*Given material*
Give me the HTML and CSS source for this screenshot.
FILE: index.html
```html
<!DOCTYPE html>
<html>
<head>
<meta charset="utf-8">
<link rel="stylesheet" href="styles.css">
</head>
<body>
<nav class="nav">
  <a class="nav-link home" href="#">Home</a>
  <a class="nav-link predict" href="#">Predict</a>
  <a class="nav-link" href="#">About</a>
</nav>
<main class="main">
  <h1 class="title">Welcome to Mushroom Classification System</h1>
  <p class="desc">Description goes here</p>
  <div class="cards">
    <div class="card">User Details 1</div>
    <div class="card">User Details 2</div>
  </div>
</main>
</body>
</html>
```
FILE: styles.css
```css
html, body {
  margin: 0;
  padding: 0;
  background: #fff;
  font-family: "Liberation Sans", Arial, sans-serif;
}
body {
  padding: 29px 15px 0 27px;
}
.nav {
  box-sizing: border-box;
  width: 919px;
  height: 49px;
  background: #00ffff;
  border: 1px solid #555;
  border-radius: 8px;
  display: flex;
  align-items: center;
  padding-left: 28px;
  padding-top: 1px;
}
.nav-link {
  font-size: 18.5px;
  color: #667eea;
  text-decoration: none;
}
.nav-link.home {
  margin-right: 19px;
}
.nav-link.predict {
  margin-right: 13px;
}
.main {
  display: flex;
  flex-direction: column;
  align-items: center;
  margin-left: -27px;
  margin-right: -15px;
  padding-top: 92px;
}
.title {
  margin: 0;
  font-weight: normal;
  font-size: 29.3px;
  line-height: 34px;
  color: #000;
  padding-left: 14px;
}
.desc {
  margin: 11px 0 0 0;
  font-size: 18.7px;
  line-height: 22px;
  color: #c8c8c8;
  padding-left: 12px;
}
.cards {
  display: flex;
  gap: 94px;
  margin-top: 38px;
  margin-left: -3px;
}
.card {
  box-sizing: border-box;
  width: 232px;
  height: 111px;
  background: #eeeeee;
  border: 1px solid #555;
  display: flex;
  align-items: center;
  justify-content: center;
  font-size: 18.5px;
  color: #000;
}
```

*Set exercise*
Type out the full listing again, exactly as given.

*Task output*
Give me the HTML and CSS source for this screenshot.
FILE: index.html
```html
<!DOCTYPE html>
<html>
<head>
<meta charset="utf-8">
<link rel="stylesheet" href="styles.css">
</head>
<body>
<nav class="nav">
  <a class="nav-link home" href="#">Home</a>
  <a class="nav-link predict" href="#">Predict</a>
  <a class="nav-link" href="#">About</a>
</nav>
<main class="main">
  <h1 class="title">Welcome to Mushroom Classification System</h1>
  <p class="desc">Description goes here</p>
  <div class="cards">
    <div class="card">User Details 1</div>
    <div class="card">User Details 2</div>
  </div>
</main>
</body>
</html>
```
FILE: styles.css
```css
html, body {
  margin: 0;
  padding: 0;
  background: #fff;
  font-family: "Liberation Sans", Arial, sans-serif;
}
body {
  padding: 29px 15px 0 27px;
}
.nav {
  box-sizing: border-box;
  width: 919px;
  height: 49px;
  background: #00ffff;
  border: 1px solid #555;
  border-radius: 8px;
  display: flex;
  align-items: center;
  padding-left: 28px;
  padding-top: 1px;
}
.nav-link {
  font-size: 18.5px;
  color: #667eea;
  text-decoration: none;
}
.nav-link.home {
  margin-right: 19px;
}
.nav-link.predict {
  margin-right: 13px;
}
.main {
  display: flex;
  flex-direction: column;
  align-items: center;
  margin-left: -27px;
  margin-right: -15px;
  padding-top: 92px;
}
.title {
  margin: 0;
  font-weight: normal;
  font-size: 29.3px;
  line-height: 34px;
  color: #000;
  padding-left: 14px;
}
.desc {
  margin: 11px 0 0 0;
  font-size: 18.7px;
  line-height: 22px;
  color: #c8c8c8;
  padding-left: 12px;
}
.cards {
  display: flex;
  gap: 94px;
  margin-top: 38px;
  margin-left: -3px;
}
.card {
  box-sizing: border-box;
  width: 232px;
  height: 111px;
  background: #eeeeee;
  border: 1px solid #555;
  display: flex;
  align-items: center;
  justify-content: center;
  font-size: 18.5px;
  color: #000;
}
```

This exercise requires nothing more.